Notes from August 9th, 2024

Iceberg on TDP stack 3.3.

Pull Requests

Weekly review of open PRs (in chronological order):

  • tdp-website#107: status of “feat(reports): contributors’ report 240802”. PR merged.
  • tdp-collection-preriquisites#103: status of “feat: include JDBC connector installation”. PR merged.
  • tdp-collection#865: status of “feat(hive): activate cookie based authentication mechanism”. Now that commit HIVE-22841: ThriftHttpServlet#getClientNameFromCookie should handle CookieSigner IllegalArgumentException on invalid cookie signature (Kevin Risden via Zoltan Haindrich) has been added in Hive, the variable hive.server2.thrift.http.cookie.auth.enabled can be set to true. PR merged.
  • tdp-collection-extras#188: status of “Livy spnego and update version”. PR uses new kerberos_spnego component from tdp-collection and updates livy version to use release version. PR merged.
  • tdp-collection-preriquisites#105: status of “feat: add restart playbooks for openldap/kerberos/postgres servers”. PR merged.
  • tdp-collection#866: status of “feat(zookeeper): update Zookeeper from 3.4.6 to 3.4.14”.PR merged.
  • tdp-collection-preriquisites#106: status of “feat(jupyter): update jupyter group following refactor in tdp-collection-extra”. Changed group jupyterhub_server to jupyter_hub. PR merged.
  • tdp-collection#867: status of “feat(meta): update meta playbooks after adding kerberos_spnego component”. PR merged.
  • tdp-collection#868: status of “feat(hive): add hiveservers2’s namespace in zookeeper”. Adds a parent node in zookeeper for hiveserver2 when using dynamic discovery mode. PR has a conflict and will be merged after resolving it.
  • tdp-collection-extras#191: status of “feat(jupyter): add “jupyter_lab” ansible group”. PR merged.
  • tdp-collection-extras#192: status of “feat(hue): disable backtrace for server error”. PR merged.
  • tdp-collection-extras#193: status of “feat(meta): update meta playbooks after jupyter refactor”. PR merged.
  • tdp-collection-extras#189: status of “Fix meta playbooks”. Fixed with PR #193. PR closed.

Open topics

Iceberg integration

The easiest way of integrating Iceberg in TDP is to use Hive 4. Therefore, Hadoop 3.3.6 and Tez 0.10.3 are required.

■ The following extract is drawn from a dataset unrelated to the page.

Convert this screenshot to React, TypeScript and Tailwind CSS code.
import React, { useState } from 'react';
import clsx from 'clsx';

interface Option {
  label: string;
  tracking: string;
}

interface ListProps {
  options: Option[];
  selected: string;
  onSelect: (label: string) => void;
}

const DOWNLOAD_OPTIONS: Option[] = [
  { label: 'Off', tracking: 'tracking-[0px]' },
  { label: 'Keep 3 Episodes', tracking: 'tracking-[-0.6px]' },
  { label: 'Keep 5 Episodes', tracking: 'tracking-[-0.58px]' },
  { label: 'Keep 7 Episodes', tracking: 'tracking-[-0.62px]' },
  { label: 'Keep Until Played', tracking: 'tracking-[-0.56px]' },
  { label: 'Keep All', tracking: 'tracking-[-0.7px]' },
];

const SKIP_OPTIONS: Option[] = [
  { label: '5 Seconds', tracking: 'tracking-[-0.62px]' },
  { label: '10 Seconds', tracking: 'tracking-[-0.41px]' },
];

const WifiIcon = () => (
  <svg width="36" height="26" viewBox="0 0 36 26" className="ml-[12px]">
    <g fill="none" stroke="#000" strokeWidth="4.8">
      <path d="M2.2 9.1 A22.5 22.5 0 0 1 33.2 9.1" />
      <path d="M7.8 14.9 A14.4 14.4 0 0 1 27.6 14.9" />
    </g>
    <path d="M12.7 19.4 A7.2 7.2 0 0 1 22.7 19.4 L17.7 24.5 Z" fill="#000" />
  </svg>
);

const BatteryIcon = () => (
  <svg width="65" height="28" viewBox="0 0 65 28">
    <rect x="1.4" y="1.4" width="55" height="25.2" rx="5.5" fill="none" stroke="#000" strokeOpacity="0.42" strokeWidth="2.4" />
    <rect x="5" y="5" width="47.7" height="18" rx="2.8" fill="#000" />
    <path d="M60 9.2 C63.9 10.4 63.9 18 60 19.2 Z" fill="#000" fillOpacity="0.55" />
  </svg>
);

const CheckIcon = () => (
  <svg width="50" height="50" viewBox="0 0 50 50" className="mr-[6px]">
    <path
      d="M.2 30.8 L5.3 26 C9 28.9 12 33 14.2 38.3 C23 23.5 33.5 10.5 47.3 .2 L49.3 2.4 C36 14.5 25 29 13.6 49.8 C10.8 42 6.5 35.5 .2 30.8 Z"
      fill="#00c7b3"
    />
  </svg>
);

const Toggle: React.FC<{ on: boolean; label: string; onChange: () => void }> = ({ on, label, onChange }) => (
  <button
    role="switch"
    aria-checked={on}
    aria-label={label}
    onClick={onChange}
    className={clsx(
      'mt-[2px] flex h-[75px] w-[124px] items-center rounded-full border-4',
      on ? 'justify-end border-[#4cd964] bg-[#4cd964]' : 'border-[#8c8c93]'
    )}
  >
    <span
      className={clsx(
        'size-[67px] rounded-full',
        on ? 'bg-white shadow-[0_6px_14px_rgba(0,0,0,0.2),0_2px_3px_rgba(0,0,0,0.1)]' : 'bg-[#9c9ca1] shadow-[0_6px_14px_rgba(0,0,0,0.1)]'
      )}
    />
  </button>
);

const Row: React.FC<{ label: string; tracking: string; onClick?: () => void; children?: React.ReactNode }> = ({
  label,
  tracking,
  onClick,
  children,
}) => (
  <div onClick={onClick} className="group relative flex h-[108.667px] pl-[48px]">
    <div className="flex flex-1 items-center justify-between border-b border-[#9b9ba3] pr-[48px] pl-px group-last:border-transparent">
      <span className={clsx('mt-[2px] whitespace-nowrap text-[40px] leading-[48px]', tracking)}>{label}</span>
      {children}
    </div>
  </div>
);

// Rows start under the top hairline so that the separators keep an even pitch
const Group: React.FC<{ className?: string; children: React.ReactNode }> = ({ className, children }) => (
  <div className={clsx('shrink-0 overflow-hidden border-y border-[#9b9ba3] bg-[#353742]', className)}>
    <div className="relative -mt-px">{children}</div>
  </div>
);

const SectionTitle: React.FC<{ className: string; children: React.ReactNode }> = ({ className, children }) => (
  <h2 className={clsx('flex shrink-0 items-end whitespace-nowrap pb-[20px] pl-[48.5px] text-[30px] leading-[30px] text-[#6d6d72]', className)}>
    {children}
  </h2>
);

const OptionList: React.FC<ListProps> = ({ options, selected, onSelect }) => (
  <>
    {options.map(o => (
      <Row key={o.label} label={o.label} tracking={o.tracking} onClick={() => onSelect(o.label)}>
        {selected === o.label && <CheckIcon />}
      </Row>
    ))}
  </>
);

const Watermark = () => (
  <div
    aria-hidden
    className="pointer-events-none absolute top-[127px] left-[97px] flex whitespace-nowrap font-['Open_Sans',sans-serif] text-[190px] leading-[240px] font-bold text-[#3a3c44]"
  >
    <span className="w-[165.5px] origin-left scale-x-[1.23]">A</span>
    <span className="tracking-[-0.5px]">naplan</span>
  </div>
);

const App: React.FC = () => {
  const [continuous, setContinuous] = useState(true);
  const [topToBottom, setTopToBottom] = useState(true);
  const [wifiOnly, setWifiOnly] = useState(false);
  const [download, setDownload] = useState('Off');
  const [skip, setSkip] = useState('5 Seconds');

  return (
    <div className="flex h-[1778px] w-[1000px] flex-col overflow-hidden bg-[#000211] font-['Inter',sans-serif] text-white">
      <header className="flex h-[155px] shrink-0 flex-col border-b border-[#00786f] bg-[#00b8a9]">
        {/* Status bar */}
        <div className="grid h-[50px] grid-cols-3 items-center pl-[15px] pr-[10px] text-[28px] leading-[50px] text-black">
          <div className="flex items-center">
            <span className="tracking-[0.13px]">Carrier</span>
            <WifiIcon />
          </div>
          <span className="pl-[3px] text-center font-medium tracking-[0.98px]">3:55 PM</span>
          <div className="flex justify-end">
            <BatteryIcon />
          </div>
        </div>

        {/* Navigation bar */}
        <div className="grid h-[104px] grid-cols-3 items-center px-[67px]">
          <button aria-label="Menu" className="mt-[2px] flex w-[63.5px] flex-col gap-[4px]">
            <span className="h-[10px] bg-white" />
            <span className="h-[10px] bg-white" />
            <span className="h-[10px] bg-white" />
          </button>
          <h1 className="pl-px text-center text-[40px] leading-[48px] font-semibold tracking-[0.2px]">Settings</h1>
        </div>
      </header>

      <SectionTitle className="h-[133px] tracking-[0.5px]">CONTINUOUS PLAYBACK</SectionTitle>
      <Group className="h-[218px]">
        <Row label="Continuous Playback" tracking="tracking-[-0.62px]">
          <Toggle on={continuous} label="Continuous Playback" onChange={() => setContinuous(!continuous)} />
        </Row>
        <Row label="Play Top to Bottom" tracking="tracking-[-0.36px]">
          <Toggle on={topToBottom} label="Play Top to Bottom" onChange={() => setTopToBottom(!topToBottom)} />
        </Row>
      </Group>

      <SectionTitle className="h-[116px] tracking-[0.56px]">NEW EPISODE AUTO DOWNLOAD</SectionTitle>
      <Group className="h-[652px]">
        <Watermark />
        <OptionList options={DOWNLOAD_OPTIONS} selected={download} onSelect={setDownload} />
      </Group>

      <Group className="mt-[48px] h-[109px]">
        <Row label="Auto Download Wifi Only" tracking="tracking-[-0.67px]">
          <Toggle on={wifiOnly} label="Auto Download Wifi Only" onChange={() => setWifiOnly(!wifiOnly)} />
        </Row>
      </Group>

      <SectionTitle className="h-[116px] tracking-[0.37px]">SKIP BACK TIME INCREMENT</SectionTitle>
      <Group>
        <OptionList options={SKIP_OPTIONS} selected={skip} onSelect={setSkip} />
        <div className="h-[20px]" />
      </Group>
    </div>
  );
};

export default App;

Zookeeper version has been changed to 3.8 for Hadoop. Hive 4 is being tested at the moment with Ranger 2.5. With all these components, Iceberg has been deployed in a cluster where it is currently being tested. The following operations have been successfully performed: created a table in Iceberg format, renamed the table, renamed a column, added a line and more. All the metadata of the tables and transformations is available. However some operations in Hive do not work and are currently being investigated.